I also remember pressuring myself to be perfect at everything: get perfect grades, have perfect (i.e. popular and pretty) friends, and overall with being perfect myself (I didn't like myself much, and was unhappy even about my handwriting). However, I also remember that the first time I cried over a low grade was because I feared my father getting angry at me and making a big deal out of it.
And, that's where I want to get with this: my mom is an ESFP, and my dad an ISFJ/ESFJ (my guess, they haven't taken the test).
My mom never understood me, and was never quite an authority figure, but more like a sister. We usually got along pretty well (except when she was misbehaving and I had to reprehend her, or when we argued over whose turn it was to use the PC), and today we're still very good friends.
My dad, on the other side, was always pushing me to "do better". He was never happy with my performance at school, and never congratulated me when I got good grades, but went mad and pouted at me if I flunked a subject (which became a yearly event since 7th grade; I always redeemed myself in the end, though). I think he still thinks of me as a mediocre one.
I also had a couple of big arguments with him when I reached adolescence and decided his word wasn't as sacred as he wanted me to believe. My mom simply buried her head in the ground during our fights, which at their worst would take a couple of months. I never respected him as a parent either, but obeyed him to avoid trouble, for the sake of my mother's emotional health.

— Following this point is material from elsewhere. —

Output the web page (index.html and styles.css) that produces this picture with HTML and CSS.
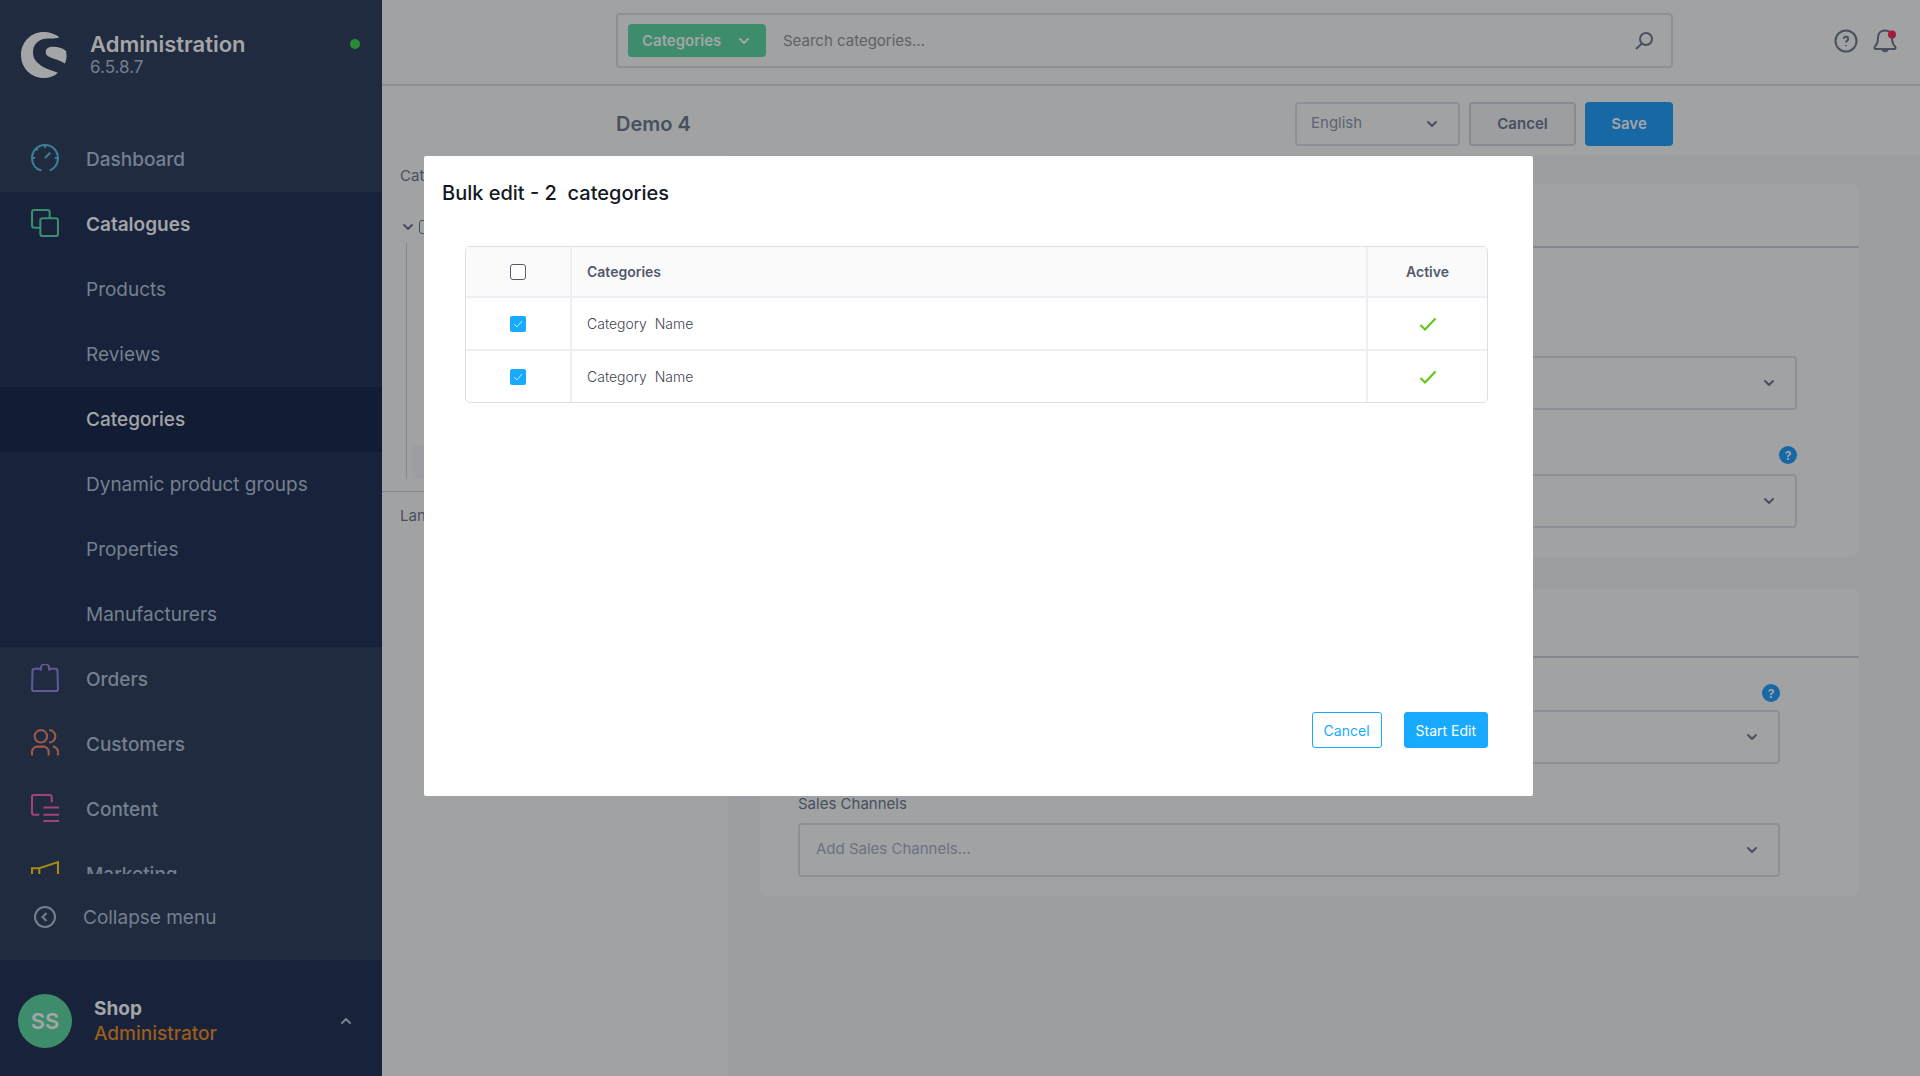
FILE: index.html
```html
<!DOCTYPE html>
<html lang="en">
<head>
<meta charset="utf-8">
<title>Administration</title>
<link rel="stylesheet" href="styles.css">
</head>
<body>
<svg class="sprite" aria-hidden="true">
  <symbol id="chevron" viewBox="0 0 12 8"><path d="M2 2l4 4 4-4" fill="none" stroke="currentColor" stroke-width="2" stroke-linecap="round" stroke-linejoin="round"/></symbol>
  <symbol id="tick" viewBox="0 0 18 14"><path d="M1.500 8l4.500 4.500L16.500 1.500" fill="none" stroke="currentColor" stroke-width="2"/></symbol>
</svg>
<div class="app">
  <aside class="sidebar">
    <header class="brand">
      <svg class="logo" viewBox="0 0 46 46"><path d="M38.300 5.300C34 2 29 0 22.500 0 10 0 0 10 0 23s10 23 23 23c5 0 10-1.500 14-5.300C30 38 12 34 12 20.500 12 11 19 6.500 27 6.500c4 0 8 .200 11.300-1.200z"/><path d="M45 19C42 16 36 14.700 32 14.700c-4.500 0-7.300 2-7.300 5 0 3 1.500 4.300 4.300 5.500 5 2 11 3.500 15 6.300 1.600-4 2-8 1-12.500z"/></svg>
      <div class="brand-text"><strong>Administration</strong><span>6.5.8.7</span></div>
      <i class="status"></i>
    </header>
    <nav class="menu">
      <a class="item" href="#"><svg class="dash" viewBox="0 0 27 27"><path d="M10 25.500C4.500 24 1 19.500 1 13.700 1 6.500 6.500 1 13.500 1S26 6.500 26 13.700c0 5.800-3.500 10.300-8 11.800M13.500 1v2.500M1 13.500h3M23 13.500h3M5.500 5l1 1M13.500 13.500l5-5"/></svg>Dashboard</a>
      <div class="group">
        <a class="item open" href="#"><svg class="cat" viewBox="0 0 27 27"><rect x="9" y="9" width="17" height="17" rx="2"/><path d="M9 18H3a2 2 0 0 1-2-2V3a2 2 0 0 1 2-2h13a2 2 0 0 1 2 2v6"/></svg>Catalogues</a>
        <a class="item sub" href="#">Products</a>
        <a class="item sub" href="#">Reviews</a>
        <a class="item sub active" href="#">Categories</a>
        <a class="item sub" href="#">Dynamic product groups</a>
        <a class="item sub" href="#">Properties</a>
        <a class="item sub" href="#">Manufacturers</a>
      </div>
      <a class="item" href="#"><svg class="ord" viewBox="0 0 27 27"><path d="M7 4.500H3.500a2 2 0 0 0-2 2L1 24a2 2 0 0 0 2 2h21a2 2 0 0 0 2-2L25.500 6.500a2 2 0 0 0-2-2H20M7 4.500h2.500V4a4 4 0 0 1 8 0v.500H20M9.500 4.500v2M17.500 4.500v2"/></svg>Orders</a>
      <a class="item" href="#"><svg class="cus" viewBox="0 0 27 27"><circle cx="9.500" cy="7" r="6"/><path d="M1 25.500V22a5 5 0 0 1 5-5h6a5 5 0 0 1 5 5v3.500M17.500 1a6 6 0 0 1 0 12M21 17a5 5 0 0 1 5 5v3.500"/></svg>Customers</a>
      <a class="item" href="#"><svg class="con" viewBox="0 0 27 27"><path d="M8 20H3a2 2 0 0 1-2-2V3a2 2 0 0 1 2-2h15a2 2 0 0 1 2 2v5M12 13h15M12 20h15M12 26h15"/></svg>Content</a>
      <a class="item" href="#"><svg class="mar" viewBox="0 0 27 27"><path d="M1 9h7l18-6v20l-18-5H1zM8 9v9M5 18v7h7v-6"/></svg>Marketing</a>
    </nav>
    <button class="collapse" type="button"><svg viewBox="0 0 22 22"><circle cx="11" cy="11" r="10"/><path d="M12.500 7L8.500 11l4 4"/></svg>Collapse menu</button>
    <button class="user" type="button">
      <span class="avatar">SS</span>
      <span class="user-text"><b>Shop</b><span>Administrator</span></span>
      <svg class="chev up"><use href="#chevron"/></svg>
    </button>
  </aside>

  <main class="main">
    <header class="topbar">
      <div class="search">
        <button class="tag" type="button">Categories<svg class="chev"><use href="#chevron"/></svg></button>
        <input type="text" placeholder="Search categories..." aria-label="Search categories">
        <svg class="lens" viewBox="0 0 18 18"><circle cx="11" cy="7" r="6"/><path d="M7 11.500L1 17"/></svg>
      </div>
      <div class="tools">
        <svg viewBox="0 0 24 24"><circle cx="12" cy="12" r="10.500"/><path d="M9.800 9.800a2.200 2.200 0 1 1 3.400 1.900c-.800.500-1.200.800-1.200 1.800M12 16v1"/></svg>
        <svg viewBox="0 0 24 24"><path d="M12 1.500c-4.500 0-7 3-7 7 0 6-1.500 7.500-3 9-1 1-.700 2.500.500 2.500h19c1.200 0 1.500-1.500.500-2.500-1.500-1.500-3-3-3-9 0-4-2.500-7-7-7zM9.500 20c0 3 5 3 5 0"/><circle class="alert" cx="19" cy="5.500" r="4"/></svg>
      </div>
    </header>
    <div class="titlebar">
      <div class="titlebar-in">
        <h1>Demo 4</h1>
        <label class="select lang"><select aria-label="Language"><option>English</option></select><svg class="chev"><use href="#chevron"/></svg></label>
        <button class="btn" type="button">Cancel</button>
        <button class="btn save" type="button">Save</button>
      </div>
    </div>
    <div class="body">
      <section class="tree">
        <div class="tree-top">
          <h2>Categories</h2>
          <label class="root"><svg class="chev"><use href="#chevron"/></svg><input type="checkbox" aria-label="Root category"></label>
          <div class="branch"><div class="picked"></div></div>
        </div>
        <h2 class="landing">Landing pages</h2>
      </section>
      <section class="cards">
        <div class="card">
          <div class="card-head"></div>
          <div class="card-body general">
            <label class="select"><select aria-label="Type"><option></option></select><svg class="chev"><use href="#chevron"/></svg></label>
            <span class="help">?</span>
            <label class="select"><select aria-label="Entry point"><option></option></select><svg class="chev"><use href="#chevron"/></svg></label>
          </div>
        </div>
        <div class="card">
          <div class="card-head second"></div>
          <div class="card-body entry">
            <span class="help">?</span>
            <label class="select"><select aria-label="Navigation"><option></option></select><svg class="chev"><use href="#chevron"/></svg></label>
            <label class="label" for="channels">Sales Channels</label>
            <div class="select"><select id="channels"><option>Add Sales Channels...</option></select><svg class="chev"><use href="#chevron"/></svg></div>
          </div>
        </div>
      </section>
    </div>
  </main>
</div>

<div class="backdrop">
  <section class="modal" role="dialog" aria-labelledby="modal-title">
    <h2 id="modal-title">Bulk edit - 2&nbsp; categories</h2>
    <div class="frame">
      <table>
        <colgroup><col class="c-check"><col><col class="c-active"></colgroup>
        <thead><tr><th><input type="checkbox" aria-label="Select all"></th><th class="name">Categories</th><th>Active</th></tr></thead>
        <tbody>
          <tr><td><input type="checkbox" checked aria-label="Select row 1"></td><td class="name">Category&nbsp; Name</td><td><svg class="tick"><use href="#tick"/></svg></td></tr>
          <tr><td><input type="checkbox" checked aria-label="Select row 2"></td><td class="name">Category&nbsp; Name</td><td><svg class="tick"><use href="#tick"/></svg></td></tr>
        </tbody>
      </table>
    </div>
    <footer><button class="outline" type="button">Cancel</button><button class="primary" type="button">Start Edit</button></footer>
  </section>
</div>
</body>
</html>
```
FILE: styles.css
```css
* { box-sizing: border-box; }
body { margin: 0; font-family: Inter, "Liberation Sans", sans-serif; font-size: 15px; color: #47515e; background: #9d9ea2; }
h1, h2 { margin: 0; }
button, input, select { font: inherit; color: inherit; }
button { cursor: pointer; }
.sprite { position: absolute; width: 0; height: 0; }
.chev { width: 12px; height: 8px; flex: none; color: #47515e; }

.app { display: grid; grid-template-columns: 382px 1fr; height: 100vh; overflow: hidden; }

/* Sidebar */
.sidebar { display: flex; flex-direction: column; height: 100vh; background: #202b40; color: #75808f; }
.brand { display: flex; align-items: flex-start; height: 127px; padding: 32px 22px 0 21px; flex: none; }
.logo { width: 46px; height: 46px; fill: #a4a5a7; }
.brand-text { display: flex; flex-direction: column; flex: 1; margin-left: 23px; font-size: 17px; line-height: 22px; }
.brand-text strong { font-size: 22px; line-height: 24px; font-weight: 600; color: #a4a5a7; }
.status { width: 10px; height: 10px; margin-top: 7px; border-radius: 50%; background: #2a8a35; }
.menu { flex: 1; min-height: 0; overflow: hidden; }
.item { display: flex; align-items: center; height: 65px; padding-left: 31px; color: inherit; text-decoration: none; font-size: 19px; font-weight: 500; }
.item svg { width: 28px; height: 28px; margin: 0 27px 4px 0; fill: none; stroke: currentColor; stroke-width: 2; }
.group { background: #18233b; }
.sub { padding-left: 86px; font-weight: 400; }
.open, .active { color: #a4a5a7; }
.open { font-weight: 600; }
.active { background: #121d35; font-weight: 500; }
.dash { color: #3c8097; }
.cat { color: #3b8e6d; }
.ord { color: #61589a; }
.cus { color: #9c5a49; }
.con { color: #a1437d; }
.mar { color: #a28c13; }
.collapse { display: flex; align-items: center; height: 86px; flex: none; padding: 0 0 0 34px; border: 0; background: none; font-size: 19px; }
.collapse svg { width: 22px; height: 22px; margin-right: 27px; fill: none; stroke: currentColor; stroke-width: 2; }
.user { display: flex; align-items: center; height: 116px; flex: none; padding: 6px 30px 0 18px; border: 0; background: #18233b; text-align: left; }
.avatar { display: grid; place-items: center; width: 54px; height: 54px; border-radius: 50%; background: #3d8d6c; color: #a4a5a7; font-size: 22px; font-weight: 600; }
.user-text { display: flex; flex-direction: column; flex: 1; margin-left: 22px; font-size: 19px; line-height: 25px; color: #9b5d1c; }
.user-text b { color: #a4a5a7; font-weight: 700; }
.user-text span { font-weight: 500; }
.up { transform: rotate(180deg); color: #75808f; }

/* Top area */
.main { display: flex; flex-direction: column; min-width: 0; }
.topbar, .titlebar { display: grid; grid-template-columns: 234px 1fr 247px; background: #a1a2a3; }
.topbar { height: 86px; padding-top: 13px; border-bottom: 2px solid #8d9096; flex: none; }
.search { grid-column: 2; display: flex; align-items: center; height: 55px; padding: 0 18px 0 10px; border: 2px solid #8d9097; border-radius: 4px; }
.tag { display: flex; align-items: center; justify-content: space-between; width: 138px; height: 33px; padding: 0 16px 0 14px; border: 0; border-radius: 4px; background: #3d8d6c; color: #a4a5a7; font-weight: 600; }
.tag .chev { color: #a4a5a7; }
.search input { flex: 1; min-width: 0; margin-left: 17px; padding: 0; border: 0; outline: 0; background: none; }
.search input::placeholder { color: #5d6268; opacity: 1; }
.lens { width: 18px; height: 18px; fill: none; stroke: #47515e; stroke-width: 2; }
.tools { display: flex; justify-content: flex-end; gap: 15px; padding: 16px 23px 0 0; }
.tools svg { width: 24px; height: 24px; fill: none; stroke: #47515e; stroke-width: 2; }
.tools .alert { fill: #a01c3c; stroke: none; }
.titlebar { height: 69px; flex: none; }
.titlebar-in { grid-column: 2; display: flex; align-items: center; padding-top: 6px; }
.titlebar h1 { flex: 1; font-size: 20px; font-weight: 600; line-height: 24px; }
.select { display: grid; align-items: center; height: 54px; }
.select select, .select .chev { grid-area: 1 / 1; }
.select .chev { justify-self: end; margin-right: 22px; }
.select select { appearance: none; width: 100%; height: 100%; padding: 0 16px 4px; border: 2px solid #8d9097; border-radius: 4px; background: none; color: #6a7380; }
.select.lang { width: 165px; height: 44px; margin-right: 9px; }
.select.lang select { padding: 0 14px 2px; color: #5b6470; }
.btn { width: 107px; height: 44px; margin-right: 9px; padding: 0; border: 2px solid #868a92; border-radius: 4px; background: #9c9ea1; font-weight: 600; }
.btn.save { width: 88px; margin-right: 0; border: 0; background: #1868a6; color: #a4a5a7; }

/* Category page */
.body { display: grid; grid-template-columns: 346px 1fr; flex: 1; min-height: 0; }
.tree { background: #a1a2a3; }
.tree h2 { font-size: 15px; line-height: 20px; font-weight: 400; padding-left: 18px; }
.tree-top { padding-top: 11px; height: 337px; border-bottom: 1px solid #85878a; }
.root { display: flex; align-items: center; gap: 5px; height: 12px; margin: 35px 0 10px 20px; }
.root input { appearance: none; width: 14px; height: 14px; margin: 0; border: 1px solid #47515e; border-radius: 3px; }
.branch { display: flex; align-items: flex-end; height: 236px; margin-left: 24px; padding-left: 5px; border-left: 1px solid #85878a; }
.picked { flex: 1; height: 34px; border-radius: 4px; background: #9d9ea2; }
.tree .landing { padding-top: 14px; }
.cards { display: flex; flex-direction: column; gap: 32px; padding: 29px 61px 0 32px; }
.card { border-radius: 8px; background: #a1a2a3; }
.card-head { height: 64px; border-bottom: 2px solid #84868e; }
.card-head.second { height: 69px; }
.card-body { display: flex; flex-direction: column; }
.general { padding: 108px 62px 29px; }
.entry { padding: 26px 79px 19px 38px; }
.help { display: grid; place-items: center; align-self: flex-end; width: 18px; height: 18px; border-radius: 50%; background: #1868a6; color: #a4a5a7; font-size: 12px; font-weight: 700; }
.general .help { margin: 36px 0 10px; }
.entry .help { margin-bottom: 8px; }
.label { margin: 30px 0 9px; line-height: 20px; }

/* Dialog */
.backdrop { position: fixed; inset: 0; padding: 156px 387px 0 424px; }
.modal { display: flex; flex-direction: column; min-height: 640px; padding: 24px 45px 48px 41px; border-radius: 2px; background: #fff; color: #3f4652; }
.modal h2 { margin-left: -23px; font-size: 20px; line-height: 26px; font-weight: 500; color: #14181f; }
.frame { margin-top: 40px; border: 1px solid #dcdfe6; border-radius: 5px; overflow: hidden; }
table { width: 100%; border-collapse: separate; border-spacing: 0; table-layout: fixed; }
.c-check { width: 106px; }
.c-active { width: 119px; }
th, td { height: 53px; padding: 0; text-align: center; vertical-align: middle; font-size: 14px; border-right: 2px solid #edeff4; border-bottom: 2px solid #edeff4; }
th { height: 51px; background: #fafafa; color: #525a6b; font-weight: 600; }
th:last-child, td:last-child { border-right: 0; }
tr:last-child td { height: 51px; border-bottom: 0; }
td { font-weight: 300; }
.modal .name { padding-left: 15px; text-align: left; }
.modal input { appearance: none; display: block; width: 16px; height: 16px; margin: 0 auto; border: 1px solid #525a6b; border-radius: 3px; background: #fff; }
.modal input:checked { border: 0; border-radius: 2px; background: #18aaff url("data:image/svg+xml,%3Csvg xmlns='http://www.w3.org/2000/svg' viewBox='0 0 16 16'%3E%3Cpath d='M4 8l3 3 5-6' fill='none' stroke='%23bfe6ff'/%3E%3C/svg%3E"); }
.tick { display: block; width: 18px; height: 14px; margin: 0 auto; color: #5ac80e; }
.modal footer { display: flex; justify-content: flex-end; gap: 22px; margin-top: auto; }
.modal footer button { height: 36px; padding: 0 11px; border: 1px solid #18aaff; border-radius: 3px; background: #fff; color: #18aaff; font-size: 14px; }
.modal footer .primary { background: #18aaff; color: #fff; }
```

So, to the point again: I grew up quite fearful of making people angry, and therefore in denial of what I really wanted for thinking it was "wrong". I remember being very confused and believing I had no special talent whatsoever.
Did it happen to any of you, growing up confused due to your parents not doing their duty properly? Or, if your childhood wasn't so traumatic, how do you think your parents influenced in your personal development? Does the description of the INTP child in the article fit your behavior during those early years?